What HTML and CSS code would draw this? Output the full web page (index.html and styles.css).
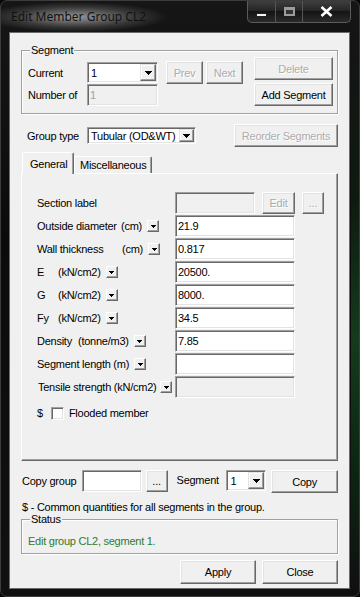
FILE: index.html
```html
<!DOCTYPE html>
<html lang="en">
<head>
    <meta charset="UTF-8">
    <meta name="viewport" content="width=device-width, initial-scale=1.0">
    <title>Edit Member Group CL2</title>
    <link rel="stylesheet" href="styles.css">
</head>
<body>

    <!-- shared arrow glyphs -->
    <svg class="defs" width="0" height="0">
        <symbol id="tri7" viewBox="0 0 7 4"><path d="M0 0h7v1h-1v1h-1v1h-1v1h-1v-1h-1v-1h-1v-1h-1z"/></symbol>
        <symbol id="tri5" viewBox="0 0 5 3"><path d="M0 0h5v1h-1v1h-1v1h-1v-1h-1v-1h-1z"/></symbol>
    </svg>

    <div class="window">
        <div class="titlebar">
            <span class="title">Edit Member Group CL2</span>
            <div class="caption-buttons">
                <span class="cap cap-min"><i></i></span>
                <span class="cap cap-max"><i></i></span>
                <span class="cap cap-close">
                    <svg width="13" height="11" viewBox="0 0 13 11"><path d="M1.5 1l10 9M11.5 1l-10 9" stroke="#fff" stroke-width="2.6" fill="none"/></svg>
                </span>
            </div>
        </div>

        <div class="body-row">
            <div class="client">

                <div class="group segment-group">
                    <span class="legend">Segment</span>
                    <div class="seg-fields">
                        <div class="seg-row">
                            <span class="seg-label">Current</span>
                            <div class="combo seg-combo">
                                <span class="combo-value">1</span>
                                <span class="combo-btn"><svg width="7" height="4"><use href="#tri7"/></svg></span>
                            </div>
                        </div>
                        <div class="seg-row seg-row2">
                            <span class="seg-label">Number of</span>
                            <div class="field disabled seg-count">1</div>
                        </div>
                    </div>
                    <div class="seg-nav">
                        <span class="btn disabled nav-btn">Prev</span>
                        <span class="btn disabled nav-btn">Next</span>
                    </div>
                    <div class="seg-actions">
                        <span class="btn disabled seg-btn">Delete</span>
                        <span class="btn seg-btn">Add Segment</span>
                    </div>
                </div>

                <div class="type-row">
                    <span class="type-label">Group type</span>
                    <div class="combo type-combo">
                        <span class="combo-value">Tubular (OD&amp;WT)</span>
                        <span class="combo-btn"><svg width="7" height="4"><use href="#tri7"/></svg></span>
                    </div>
                    <span class="btn disabled reorder-btn">Reorder Segments</span>
                </div>

                <div class="tabs">
                    <span class="tab active">General</span>
                    <span class="tab">Miscellaneous</span>
                </div>

                <div class="panel">
                    <div class="row">
                        <div class="lbl"><span class="label-text">Section label</span></div>
                        <div class="field disabled section-field"></div>
                        <span class="btn disabled edit-btn">Edit</span>
                        <span class="btn disabled dots-btn">...</span>
                    </div>
                    <div class="row">
                        <div class="lbl"><span class="nm nm-od">Outside diameter</span><span>(cm)</span><span class="dd"><svg width="5" height="3"><use href="#tri5"/></svg></span></div>
                        <div class="field">21.9</div>
                    </div>
                    <div class="row">
                        <div class="lbl"><span class="nm nm-wt">Wall thickness</span><span>(cm)</span><span class="dd"><svg width="5" height="3"><use href="#tri5"/></svg></span></div>
                        <div class="field">0.817</div>
                    </div>
                    <div class="row">
                        <div class="lbl"><span class="nm nm-e">E</span><span>(kN/cm2)</span><span class="dd"><svg width="5" height="3"><use href="#tri5"/></svg></span></div>
                        <div class="field">20500.</div>
                    </div>
                    <div class="row">
                        <div class="lbl"><span class="nm nm-e">G</span><span>(kN/cm2)</span><span class="dd"><svg width="5" height="3"><use href="#tri5"/></svg></span></div>
                        <div class="field">8000.</div>
                    </div>
                    <div class="row">
                        <div class="lbl"><span class="nm nm-e">Fy</span><span>(kN/cm2)</span><span class="dd"><svg width="5" height="3"><use href="#tri5"/></svg></span></div>
                        <div class="field">34.5</div>
                    </div>
                    <div class="row">
                        <div class="lbl"><span class="nm nm-den">Density</span><span>(tonne/m3)</span><span class="dd"><svg width="5" height="3"><use href="#tri5"/></svg></span></div>
                        <div class="field">7.85</div>
                    </div>
                    <div class="row">
                        <div class="lbl"><span>Segment length (m)</span><span class="dd"><svg width="5" height="3"><use href="#tri5"/></svg></span></div>
                        <div class="field"></div>
                    </div>
                    <div class="row">
                        <div class="lbl lbl-tensile"><span class="clip">Tensile strength (kN/cm2)</span><span class="dd dd-tight"><svg width="5" height="3"><use href="#tri5"/></svg></span></div>
                        <div class="field disabled"></div>
                    </div>
                    <div class="flood-row">
                        <span>$</span>
                        <span class="check"></span>
                        <span>Flooded member</span>
                    </div>
                </div>

                <div class="copy-row">
                    <span class="copy-label">Copy group</span>
                    <div class="field copy-field"></div>
                    <span class="btn copy-dots">...</span>
                    <span class="copy-seg-label">Segment</span>
                    <div class="combo copy-combo">
                        <span class="combo-value">1</span>
                        <span class="combo-btn"><svg width="7" height="4"><use href="#tri7"/></svg></span>
                    </div>
                    <span class="btn copy-btn">Copy</span>
                </div>

                <div class="note">$ - Common quantities for all segments in the group.</div>

                <div class="group status-group">
                    <span class="legend">Status</span>
                    <div class="status-text">Edit group CL2, segment 1.</div>
                </div>

                <div class="footer">
                    <span class="btn footer-btn">Apply</span>
                    <span class="btn footer-btn">Close</span>
                </div>
            </div>
            <div class="glass"></div>
        </div>
    </div>

</body>
</html>
```

FILE: styles.css
```css
* {
    box-sizing: border-box;
}

body {
    margin: 0;
    background: #050805;
    font-family: "Liberation Sans", Arial, sans-serif;
    font-size: 11px;
    letter-spacing: -0.25px;
    color: #000;
}

.defs {
    position: absolute;
    width: 0;
    height: 0;
}

/* window frame */
.window {
    width: 360px;
    height: 597px;
    border: 1px solid #3c3c3c;
    border-radius: 7px;
    background: linear-gradient(to bottom, #161616, #0b0b0b 40%, #101010);
    overflow: hidden;
    display: flex;
    flex-direction: column;
}

.titlebar {
    height: 31px;
    display: flex;
    align-items: flex-start;
    flex-shrink: 0;
    background: radial-gradient(ellipse 92px 15px at 74px 16px, rgba(175, 175, 175, 0.85), rgba(120, 120, 120, 0.35) 65%, rgba(60, 60, 60, 0) 100%);
}

.title {
    margin: 9px 0 0 10px;
    line-height: 14px;
    font-family: "Noto Sans", "Open Sans", sans-serif;
    font-size: 12px;
    letter-spacing: 0;
    color: #111;
}

.caption-buttons {
    margin-left: auto;
    margin-right: 8px;
    display: flex;
    height: 22px;
    border: 1px solid #5b5b5b;
    border-top: none;
    border-radius: 0 0 5px 5px;
    overflow: hidden;
    background: linear-gradient(to bottom, #3e3e3e, #262626 45%, #141414 50%, #2a2a2a);
}

.cap {
    display: flex;
    align-items: center;
    justify-content: center;
    height: 100%;
    border-right: 1px solid #555;
}

.cap-min {
    width: 28px;
}

.cap-min i {
    width: 11px;
    height: 4px;
    margin-top: 6px;
    background: #f4f4f4;
    border: 1px solid #222;
}

.cap-max {
    width: 27px;
}

.cap-max i {
    width: 11px;
    height: 9px;
    border: 2px solid #9c9c9c;
    border-top-width: 3px;
    background: #333;
}

.cap-close {
    width: 47px;
    border-right: none;
}

.body-row {
    display: flex;
    flex: 1;
}

.glass {
    flex: 1;
    margin: 0 0 7px 1px;
    background: linear-gradient(to bottom, #141414, #0e1a10 30%, #153a1d 55%, #0c2412 80%, #101010);
}

.client {
    margin-left: 8px;
    width: 341px;
    height: 557px;
    border: 1px solid #6b6b6b;
    background: #f0f0f0;
    padding: 17px 11px 0 11px;
    display: flex;
    flex-direction: column;
}

/* common controls */
.btn {
    display: flex;
    align-items: center;
    justify-content: center;
    background: #f0f0f0;
    border: 1px solid;
    border-color: #fff #696969 #696969 #fff;
    box-shadow: inset -1px -1px 0 #a0a0a0, inset 1px 1px 0 #e3e3e3;
    white-space: nowrap;
}

.btn.disabled {
    color: #acacac;
    text-shadow: 1px 1px 0 #fff;
}

.field {
    width: 120px;
    height: 22px;
    background: #fff;
    border: 1px solid;
    border-color: #a0a0a0 #fff #fff #a0a0a0;
    box-shadow: inset 1px 1px 0 #696969, inset -1px -1px 0 #e3e3e3;
    padding-left: 2px;
    line-height: 20px;
    white-space: nowrap;
}

.field.disabled {
    background: #f0f0f0;
    color: #a0a0a0;
}

.combo {
    display: flex;
    align-items: stretch;
    background: #fff;
    border: 1px solid;
    border-color: #a0a0a0 #fff #fff #a0a0a0;
    box-shadow: inset 1px 1px 0 #696969, inset -1px -1px 0 #e3e3e3;
    padding: 1px;
}

.combo-value {
    flex: 1;
    padding-left: 2px;
    display: flex;
    align-items: center;
    white-space: nowrap;
    overflow: hidden;
}

.combo-btn {
    width: 16px;
    display: flex;
    align-items: center;
    justify-content: center;
    background: #f0f0f0;
    border: 1px solid;
    border-color: #e3e3e3 #696969 #696969 #e3e3e3;
    box-shadow: inset -1px -1px 0 #a0a0a0, inset 1px 1px 0 #fff;
}

.dd {
    width: 12px;
    height: 12px;
    margin-left: 5px;
    display: flex;
    align-items: center;
    justify-content: center;
    flex-shrink: 0;
    background: #f0f0f0;
    border: 1px solid;
    border-color: #fff #696969 #696969 #fff;
    box-shadow: inset -1px -1px 0 #a0a0a0;
}

.dd svg,
.combo-btn svg {
    display: block;
}

/* group boxes */
.group {
    position: relative;
    border: 1px solid #a0a0a0;
    box-shadow: inset 1px 1px 0 #fff, 1px 1px 0 #fff;
}

.legend {
    position: absolute;
    top: -7px;
    left: 8px;
    padding: 0 1px;
    line-height: 13px;
    background: #f0f0f0;
}

.segment-group {
    height: 64px;
    display: flex;
    align-items: flex-start;
    padding: 6px 0 0 6px;
}

.seg-fields {
    margin-top: 5px;
}

.seg-row {
    display: flex;
    align-items: center;
    height: 21px;
}

.seg-row2 {
    margin-top: 1px;
    height: 22px;
}

.seg-label {
    width: 59px;
}

.seg-combo {
    width: 71px;
    height: 21px;
}

.seg-count {
    width: 71px;
}

.seg-nav {
    display: flex;
    gap: 3px;
    margin: 4px 0 0 8px;
}

.nav-btn {
    width: 37px;
    height: 23px;
}

.seg-actions {
    display: flex;
    flex-direction: column;
    gap: 3px;
    margin-left: 11px;
}

.seg-btn {
    width: 79px;
    height: 23px;
}

/* group type */
.type-row {
    display: flex;
    align-items: center;
    height: 23px;
    margin-top: 10px;
}

.type-label {
    width: 66px;
    padding-left: 6px;
}

.type-combo {
    width: 109px;
    height: 17px;
}

.type-combo .combo-btn {
    width: 15px;
}

.reorder-btn {
    margin-left: auto;
    width: 104px;
    height: 23px;
}

/* tabs */
.tabs {
    display: flex;
    align-items: flex-end;
    height: 21px;
    margin-top: 5px;
    padding-left: 1px;
}

.tab {
    height: 17px;
    padding: 0 5px;
    display: flex;
    align-items: center;
    border: 1px solid;
    border-color: #fff #696969 transparent #fff;
    border-bottom: none;
    box-shadow: inset -1px 0 0 #a0a0a0;
    border-radius: 2px 2px 0 0;
    background: #f0f0f0;
}

.tab.active {
    width: 52px;
    height: 22px;
    margin-bottom: -1px;
    padding: 0 0 0 7px;
    position: relative;
    z-index: 1;
}

.panel {
    height: 288px;
    border: 1px solid;
    border-color: #fff #696969 #696969 #fff;
    box-shadow: inset -1px -1px 0 #a0a0a0;
    padding: 18px 0 0 15px;
}

.row {
    display: flex;
    align-items: center;
    height: 22px;
    margin-bottom: 1px;
}

.lbl {
    width: 138px;
    display: flex;
    align-items: center;
    white-space: nowrap;
}

.nm {
    flex-shrink: 0;
}

.nm-od {
    width: 84px;
}

.nm-wt {
    width: 85px;
}

.nm-e {
    width: 21px;
}

.nm-den {
    width: 41px;
}

.lbl-tensile {
    padding-left: 1px;
}

.clip {
    width: 122px;
    overflow: hidden;
}

.dd-tight {
    margin-left: 0;
}

.section-field {
    width: 80px;
}

.edit-btn {
    width: 33px;
    height: 22px;
    margin-left: 7px;
}

.dots-btn {
    width: 22px;
    height: 22px;
    margin-left: 7px;
}

.flood-row {
    display: flex;
    align-items: center;
    height: 14px;
    margin-top: 8px;
}

.check {
    width: 13px;
    height: 13px;
    margin: 0 5px 0 8px;
    background: #fff;
    border: 1px solid;
    border-color: #a0a0a0 #fff #fff #a0a0a0;
    box-shadow: inset 1px 1px 0 #696969, inset -1px -1px 0 #e3e3e3;
}

/* copy row */
.copy-row {
    display: flex;
    align-items: flex-start;
    margin-top: 9px;
    height: 23px;
}

.copy-label {
    width: 61px;
    padding-left: 1px;
    line-height: 22px;
}

.copy-field {
    width: 60px;
}

.copy-dots {
    width: 22px;
    height: 22px;
    margin-left: 4px;
}

.copy-seg-label {
    width: 50px;
    margin-left: 9px;
    line-height: 21px;
}

.copy-combo {
    width: 40px;
    height: 21px;
}

.copy-btn {
    width: 67px;
    height: 23px;
    margin-left: 5px;
}

.note {
    margin-top: 8px;
    padding-left: 1px;
    line-height: 13px;
}

.status-group {
    height: 35px;
    margin-top: 5px;
    padding: 15px 0 0 6px;
}

.status-text {
    line-height: 13px;
    color: #2f7a2f;
}

.footer {
    display: flex;
    justify-content: flex-end;
    gap: 6px;
    margin-top: 6px;
}

.footer-btn {
    width: 76px;
    height: 24px;
}
```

......

— Written exercise —
Check each line above for the word "index", and copy the lines where it appears.

— Exercise response —
What HTML and CSS code would draw this? Output the full web page (index.html and styles.css).
FILE: index.html
    z-index: 1;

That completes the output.